** BEGIN PROVIDED RECORDS **

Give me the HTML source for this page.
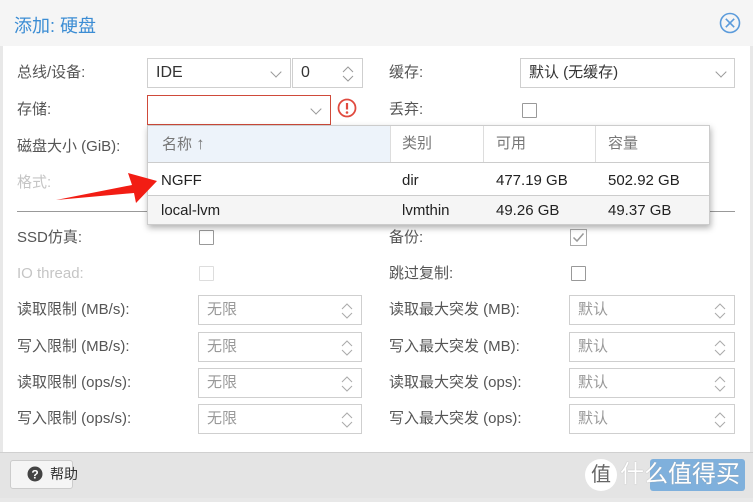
<!DOCTYPE html>
<html><head><meta charset="utf-8"><style>
*{box-sizing:border-box;margin:0;padding:0}
body{width:753px;height:502px;overflow:hidden;background:#e8e8e8;font-family:"Liberation Sans","Noto Sans CJK SC",sans-serif;font-size:15px;color:#555;position:relative}
.a{position:absolute}
.hdr{left:0;top:0;width:753px;height:46px;background:#f5f5f5}
.body{left:3px;top:46px;width:747px;height:406px;background:#fff}
.foot{left:0;top:452px;width:753px;height:46px;background:#e4e4e4;border-top:1px solid #d0d0d0}
.lbl{white-space:nowrap;line-height:18px}
.box{border:1px solid #cfcfcf;background:#fff;height:30px;line-height:28px;padding-left:8px;color:#333}
.dis{color:#aaa}
.cb{width:15px;height:15px;border:1px solid #999;border-radius:1px;background:#fff}
.chev{position:absolute;right:9px;top:9px;width:8px;height:8px;border-right:1px solid #999;border-bottom:1px solid #999;transform:rotate(45deg)}
.spin{position:absolute;right:8px;top:5px;width:12px;height:20px}
</style></head><body>
<div class="a hdr"></div>
<div class="a" style="left:14px;top:12px;font-size:18px;color:#3c8dd4">添加: 硬盘</div>
<svg class="a" style="left:719px;top:12px" width="22" height="22" viewBox="0 0 22 22"><circle cx="11" cy="11" r="9.5" fill="none" stroke="#5b9bdb" stroke-width="1.6"/><path d="M6.8 6.8L15.2 15.2M15.2 6.8L6.8 15.2" stroke="#5b9bdb" stroke-width="1.6"/></svg>
<div class="a body"></div>

<div class="a lbl" style="left:17px;top:64px">总线/设备:</div>
<div class="a box" style="left:147px;top:58px;width:144px;font-size:16px">IDE<span class="chev" style="right:10px"></span></div>
<div class="a box" style="left:292px;top:58px;width:71px;font-size:16px">0<svg class="spin" viewBox="0 0 12 20"><path d="M1 8L6 3L11 8M1 12L6 17L11 12" fill="none" stroke="#999"/></svg></div>
<div class="a lbl" style="left:389px;top:64px">缓存:</div>
<div class="a box" style="left:520px;top:58px;width:215px;font-size:15px">默认 (无缓存)<span class="chev"></span></div>

<div class="a lbl" style="left:17px;top:101px">存储:</div>
<div class="a box" style="left:147px;top:95px;width:184px;border-color:#cf4a3a"><span class="chev" style="right:10px"></span></div>
<svg class="a" style="left:337px;top:98px" width="20" height="20" viewBox="0 0 20 20"><circle cx="10" cy="10" r="8.5" fill="none" stroke="#e04a3f" stroke-width="1.8"/><path d="M10 5V11.5" stroke="#e04a3f" stroke-width="2.2"/><circle cx="10" cy="14.5" r="1.3" fill="#e04a3f"/></svg>
<div class="a lbl" style="left:389px;top:101px">丢弃:</div>
<div class="a cb" style="left:522px;top:103px"></div>

<div class="a lbl" style="left:17px;top:138px">磁盘大小 (GiB):</div>
<div class="a lbl dis" style="left:17px;top:174px;color:#c5c5c5">格式:</div>
<div class="a" style="left:17px;top:211px;width:338px;height:1px;background:#999"></div>
<div class="a" style="left:389px;top:211px;width:346px;height:1px;background:#999"></div>

<div class="a lbl" style="left:17px;top:229px">SSD仿真:</div>
<div class="a cb" style="left:199px;top:230px"></div>
<div class="a lbl" style="left:389px;top:229px">备份:</div>
<svg class="a" style="left:570px;top:229px" width="17" height="17" viewBox="0 0 17 17"><rect x="0.5" y="0.5" width="16" height="16" fill="#fff" stroke="#aaa"/><path d="M3.5 8.5L7 12L13.5 4.5" fill="none" stroke="#999" stroke-width="1.5"/></svg>
<div class="a lbl" style="left:17px;top:265px;color:#c5c5c5">IO thread:</div>
<div class="a cb" style="left:199px;top:266px;border-color:#ddd"></div>
<div class="a lbl" style="left:389px;top:265px">跳过复制:</div>
<div class="a cb" style="left:571px;top:266px"></div>

<div class="a lbl" style="left:17px;top:301px">读取限制 (MB/s):</div>
<div class="a lbl" style="left:17px;top:338px">写入限制 (MB/s):</div>
<div class="a lbl" style="left:17px;top:374px">读取限制 (ops/s):</div>
<div class="a lbl" style="left:17px;top:410px">写入限制 (ops/s):</div>
<div class="a lbl" style="left:389px;top:301px">读取最大突发 (MB):</div>
<div class="a lbl" style="left:389px;top:338px">写入最大突发 (MB):</div>
<div class="a lbl" style="left:389px;top:374px">读取最大突发 (ops):</div>
<div class="a lbl" style="left:389px;top:410px">写入最大突发 (ops):</div>

<div class="a box dis" style="left:198px;top:295px;width:164px;color:#999">无限<svg class="spin" viewBox="0 0 12 20"><path d="M1 8L6 3L11 8M1 12L6 17L11 12" fill="none" stroke="#aaa"/></svg></div>
<div class="a box dis" style="left:198px;top:332px;width:164px;color:#999">无限<svg class="spin" viewBox="0 0 12 20"><path d="M1 8L6 3L11 8M1 12L6 17L11 12" fill="none" stroke="#aaa"/></svg></div>
<div class="a box dis" style="left:198px;top:368px;width:164px;color:#999">无限<svg class="spin" viewBox="0 0 12 20"><path d="M1 8L6 3L11 8M1 12L6 17L11 12" fill="none" stroke="#aaa"/></svg></div>
<div class="a box dis" style="left:198px;top:404px;width:164px;color:#999">无限<svg class="spin" viewBox="0 0 12 20"><path d="M1 8L6 3L11 8M1 12L6 17L11 12" fill="none" stroke="#aaa"/></svg></div>
<div class="a box dis" style="left:569px;top:295px;width:166px;color:#999">默认<svg class="spin" viewBox="0 0 12 20"><path d="M1 8L6 3L11 8M1 12L6 17L11 12" fill="none" stroke="#aaa"/></svg></div>
<div class="a box dis" style="left:569px;top:332px;width:166px;color:#999">默认<svg class="spin" viewBox="0 0 12 20"><path d="M1 8L6 3L11 8M1 12L6 17L11 12" fill="none" stroke="#aaa"/></svg></div>
<div class="a box dis" style="left:569px;top:368px;width:166px;color:#999">默认<svg class="spin" viewBox="0 0 12 20"><path d="M1 8L6 3L11 8M1 12L6 17L11 12" fill="none" stroke="#aaa"/></svg></div>
<div class="a box dis" style="left:569px;top:404px;width:166px;color:#999">默认<svg class="spin" viewBox="0 0 12 20"><path d="M1 8L6 3L11 8M1 12L6 17L11 12" fill="none" stroke="#aaa"/></svg></div>

<!-- dropdown -->
<div class="a" style="left:147px;top:125px;width:563px;height:100px;background:#fff;border:1px solid #ccc;box-shadow:1px 3px 6px rgba(0,0,0,.3)"></div>
<div class="a" style="left:148px;top:126px;width:242px;height:36px;background:#edf3fa"></div>
<div class="a" style="left:390px;top:126px;width:319px;height:36px;background:#fff"></div>
<div class="a" style="left:148px;top:162px;width:561px;height:1px;background:#ccc"></div>
<div class="a" style="left:148px;top:195px;width:561px;height:1px;background:#ccc"></div>
<div class="a" style="left:148px;top:196px;width:561px;height:28px;background:#f5f5f5"></div>
<div class="a" style="left:390px;top:126px;width:1px;height:36px;background:#ddd"></div>
<div class="a" style="left:483px;top:126px;width:1px;height:36px;background:#ddd"></div>
<div class="a" style="left:595px;top:126px;width:1px;height:36px;background:#ddd"></div>
<div class="a lbl" style="left:162px;top:135px;color:#777">名称 <span style="font-size:17px">↑</span></div>
<div class="a lbl" style="left:402px;top:135px;color:#777">类别</div>
<div class="a lbl" style="left:496px;top:135px;color:#777">可用</div>
<div class="a lbl" style="left:608px;top:135px;color:#777">容量</div>
<div class="a lbl" style="left:161px;top:172px;color:#222">NGFF</div>
<div class="a lbl" style="left:402px;top:172px;color:#222">dir</div>
<div class="a lbl" style="left:496px;top:172px;color:#222">477.19 GB</div>
<div class="a lbl" style="left:608px;top:172px;color:#222">502.92 GB</div>
<div class="a lbl" style="left:161px;top:202px;color:#222">local-lvm</div>
<div class="a lbl" style="left:402px;top:202px;color:#222">lvmthin</div>
<div class="a lbl" style="left:496px;top:202px;color:#222">49.26 GB</div>
<div class="a lbl" style="left:608px;top:202px;color:#222">49.37 GB</div>

<svg class="a" style="left:0;top:0" width="200" height="230"><polygon points="56,200 132,185 128,173 157,181 136,203 134,193" fill="#f21d14"/></svg>

<div class="a foot"></div>
<div class="a" style="left:10px;top:460px;width:63px;height:29px;background:#f5f5f5;border:1px solid #ccc;border-radius:3px"></div>
<svg class="a" style="left:27px;top:466px" width="16" height="16" viewBox="0 0 16 16"><circle cx="8" cy="8" r="7.5" fill="#444"/><text x="8" y="12.5" font-size="12" font-weight="bold" fill="#fff" text-anchor="middle" font-family="Liberation Sans">?</text></svg>
<div class="a lbl" style="left:50px;top:465px;color:#333;font-size:14px">帮助</div>
<div class="a" style="left:585px;top:459px;width:32px;height:32px;border-radius:50%;background:#fff;color:#666;font-size:20px;text-align:center;line-height:32px">值</div>
<div class="a" style="left:650px;top:459px;width:95px;height:32px;background:#7fb0dc;border-radius:3px"></div>
<div class="a" style="left:620px;top:460px;font-size:24px;color:#fff;white-space:nowrap;line-height:30px;text-shadow:0 0 1px #999">什么值得买</div>
</body></html>
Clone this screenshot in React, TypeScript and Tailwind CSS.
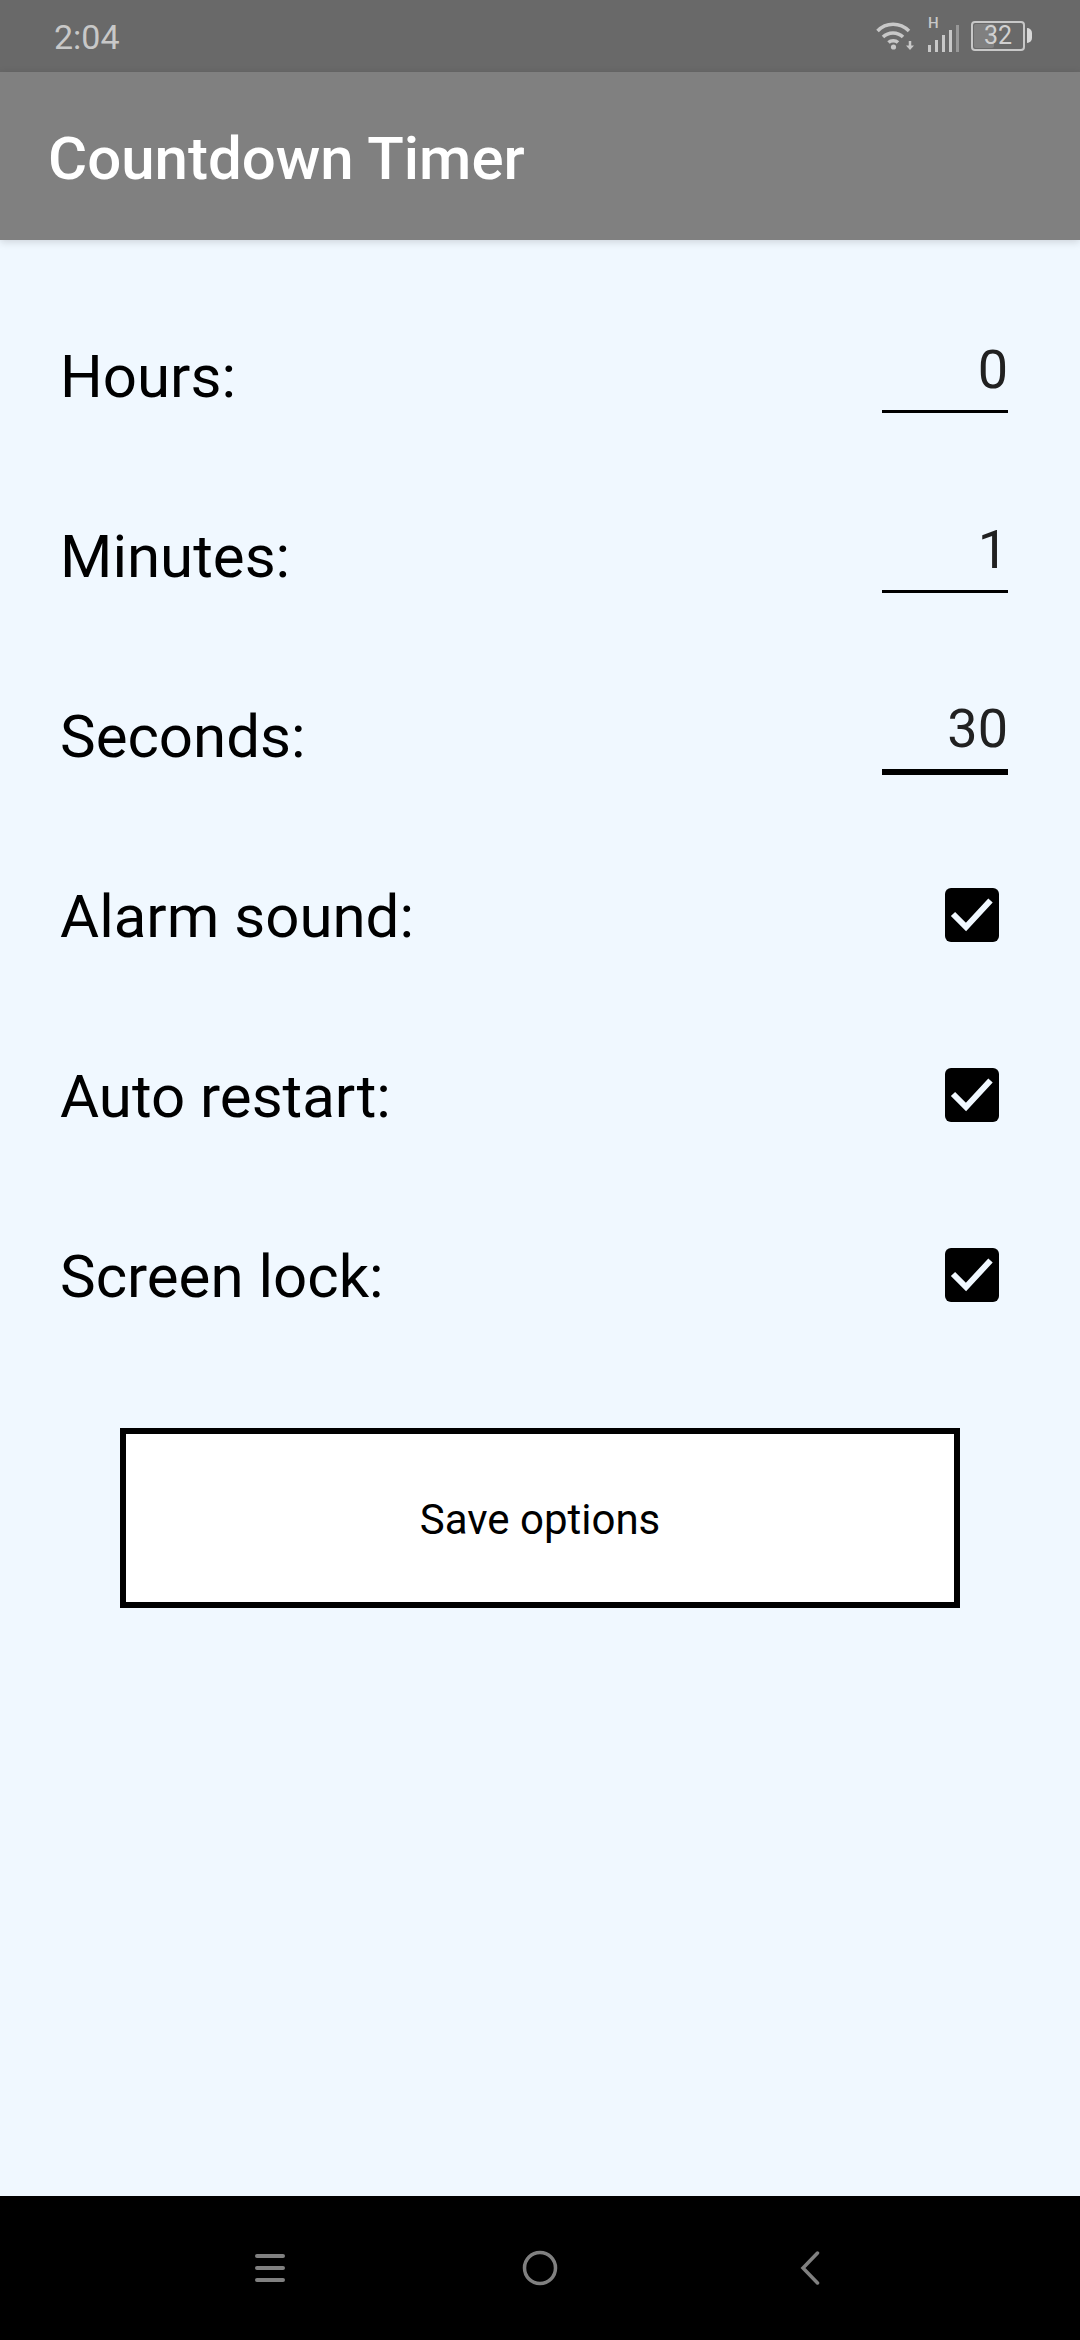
import React from 'react';

const roboto = "font-['Roboto',sans-serif]";

function NumberRow({ label, value, focused }: { label: string; value: string; focused?: boolean }) {
  return (
    <div className="h-[180px] flex items-center justify-between pl-[60px] pr-[72px]">
      <span className="text-[60px] leading-[70px] text-black">{label}</span>
      <div
        className={`w-[126px] pt-[2px] flex items-center justify-end text-[54px] leading-[64px] text-[#212121] border-black ${
          focused ? 'h-[87px] mb-[12px] border-b-[6px]' : 'h-[84px] mb-[13px] border-b-[3px]'
        }`}
      >
        {value}
      </div>
    </div>
  );
}

function CheckRow({ label }: { label: string }) {
  return (
    <div className="h-[180px] flex items-center justify-between pl-[60px] pr-[81px]">
      <span className="text-[60px] leading-[70px] text-black">{label}</span>
      <div className="w-[54px] h-[54px] mb-[4px] rounded-[6px] bg-black">
        <svg viewBox="0 0 54 54" className="w-[54px] h-[54px]" fill="none">
          <path d="M8 26 L21 39 L45.500 12.500" stroke="#f0f8ff" strokeWidth="6" />
        </svg>
      </div>
    </div>
  );
}

function StatusIcons() {
  return (
    <div className="flex items-start text-[#c8c8c8]">
      {/* wifi */}
      <svg width="38" height="30" viewBox="0 0 38 30" className="mt-[21px]" fill="none" stroke="currentColor" strokeWidth="3.500">
        <path d="M1.500 10 C10 1 24 1 33 10" />
        <path d="M7 16 C12.500 10.500 21.500 10.500 27 16" />
        <path d="M12.500 21.500 C15 19 19.500 19 22 21.500" />
        <circle cx="17.500" cy="26" r="2.600" fill="currentColor" stroke="none" />
        <path d="M34 20 V26" strokeWidth="2.500" />
        <path d="M30 24.500 H38 L34 29 Z" fill="currentColor" stroke="none" />
      </svg>
      {/* signal with H */}
      <div className="relative w-[32px] h-[52px] ml-[14px]">
        <span className="absolute left-0 top-[14px] text-[15px] leading-[18px] font-medium">H</span>
        <svg width="32" height="28" viewBox="0 0 32 28" className="absolute left-0 top-[25px]" fill="currentColor">
          <rect x="0" y="20" width="3" height="7" />
          <rect x="7" y="15" width="3" height="12" />
          <rect x="14" y="10" width="3" height="17" />
          <rect x="21" y="5" width="3" height="22" />
          <rect x="28" y="0" width="3" height="27" opacity="0.5" />
        </svg>
      </div>
      {/* battery */}
      <div className="relative w-[54px] h-[30px] ml-[11px] mt-[21px] rounded-[4px] border-2 border-[#c8c8c8] flex items-center justify-center">
        <div className="absolute left-[1px] top-[1px] bottom-[1px] w-[20px] rounded-[2px] bg-[#808080]" />
        <span className="relative text-[25px] leading-[26px] text-[#d0d0d0]">32</span>
      </div>
      <div className="w-[5px] h-[15px] ml-[2px] mt-[28px] rounded-r-[5px] bg-[#d8d8d8]" />
    </div>
  );
}

export default function App() {
  return (
    <div className={`w-[1080px] h-[2340px] flex flex-col bg-[#f0f8ff] overflow-hidden ${roboto}`}>
      {/* status bar */}
      <div className="h-[72px] shrink-0 flex justify-between pl-[54px] pr-[48px] bg-[#696969]">
        <span className="text-[34px] leading-[75px] text-[#c8c8c8]">2:04</span>
        <StatusIcons />
      </div>

      {/* app bar */}
      <div className="relative h-[168px] shrink-0 flex items-center pl-[48px] pt-[6px] bg-[#808080] shadow-[0_2px_8px_rgba(0,0,0,0.15)]">
        <h1 className="text-[60px] leading-[70px] font-medium text-white">Countdown Timer</h1>
      </div>

      {/* options */}
      <div className="flex-1 pt-[47px]">
        <NumberRow label="Hours:" value="0" />
        <NumberRow label="Minutes:" value="1" />
        <NumberRow label="Seconds:" value="30" focused />
        <CheckRow label="Alarm sound:" />
        <CheckRow label="Auto restart:" />
        <CheckRow label="Screen lock:" />
        <div className="pt-[61px] px-[120px]">
          <button className="w-[840px] h-[180px] pt-[2px] border-[6px] border-black bg-white text-[42px] text-black">
            Save options
          </button>
        </div>
      </div>

      {/* nav bar */}
      <div className="h-[144px] shrink-0 flex items-center justify-center pr-[5px] bg-black text-[#808080]">
        <svg width="30" height="30" viewBox="0 0 30 30" fill="none" stroke="currentColor" strokeWidth="4" strokeLinecap="round">
          <path d="M2 3 H28 M2 15 H28 M2 27 H28" />
        </svg>
        <svg width="36" height="36" viewBox="0 0 36 36" fill="none" stroke="currentColor" strokeWidth="3.500" className="ml-[237px]">
          <circle cx="18" cy="18" r="15.500" />
        </svg>
        <svg width="20" height="34" viewBox="0 0 20 34" fill="none" stroke="currentColor" strokeWidth="3.500" strokeLinecap="round" className="ml-[242px]">
          <path d="M17.500 2 L3 17 L17.500 32" />
        </svg>
      </div>
    </div>
  );
}
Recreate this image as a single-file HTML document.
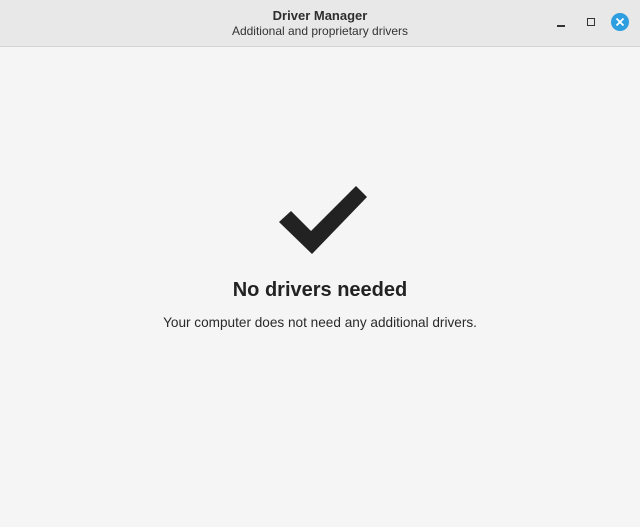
<!DOCTYPE html>
<html><head><meta charset="utf-8"><style>
body{margin:0;width:640px;height:527px;background:#f5f5f5;font-family:"Liberation Sans","DejaVu Sans",sans-serif;overflow:hidden;position:relative}
.tb{position:absolute;left:0;top:0;width:640px;height:46px;background:#e8e8e8;border-bottom:1px solid #d4d4d4}
.t1{position:absolute;top:8px;width:640px;text-align:center;font-size:13px;font-weight:bold;color:#2e2e2e}
.t2{position:absolute;top:24px;width:640px;text-align:center;font-size:12px;color:#333}
h1{position:absolute;top:279px;width:640px;margin:0;text-align:center;font-size:20px;font-weight:bold;color:#222}
p{position:absolute;top:315px;width:640px;margin:0;text-align:center;font-size:13.6px;color:#2a2a2a}
</style></head><body>
<div class="tb">
<div class="t1">Driver Manager</div>
<div class="t2">Additional and proprietary drivers</div>
<div style="position:absolute;left:557px;top:25px;width:8px;height:1.5px;background:#333"></div>
<div style="position:absolute;left:587px;top:18px;width:6px;height:6px;border:1.3px solid #333"></div>
<svg style="position:absolute;left:611px;top:13px" width="18" height="18"><circle cx="9" cy="9" r="9" fill="#2d9ee0"/><path d="M5.5 5.5L12.5 12.5M12.5 5.5L5.5 12.5" stroke="#fff" stroke-width="1.8"/></svg>
</div>
<svg style="position:absolute;left:0;top:0" width="640" height="527"><polygon points="279,222 291,211 311,231 356,186 367,197 312,254" fill="#222"/></svg>
<h1>No drivers needed</h1>
<p>Your computer does not need any additional drivers.</p>
</body></html>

** END PROVIDED RECORDS **

### WHAT IS REQUIRED:
Where a line in the material above holds "React", copy that line.

### CORRECT OUTPUT:
Clone this screenshot in React, TypeScript and Tailwind CSS.
import React from 'react';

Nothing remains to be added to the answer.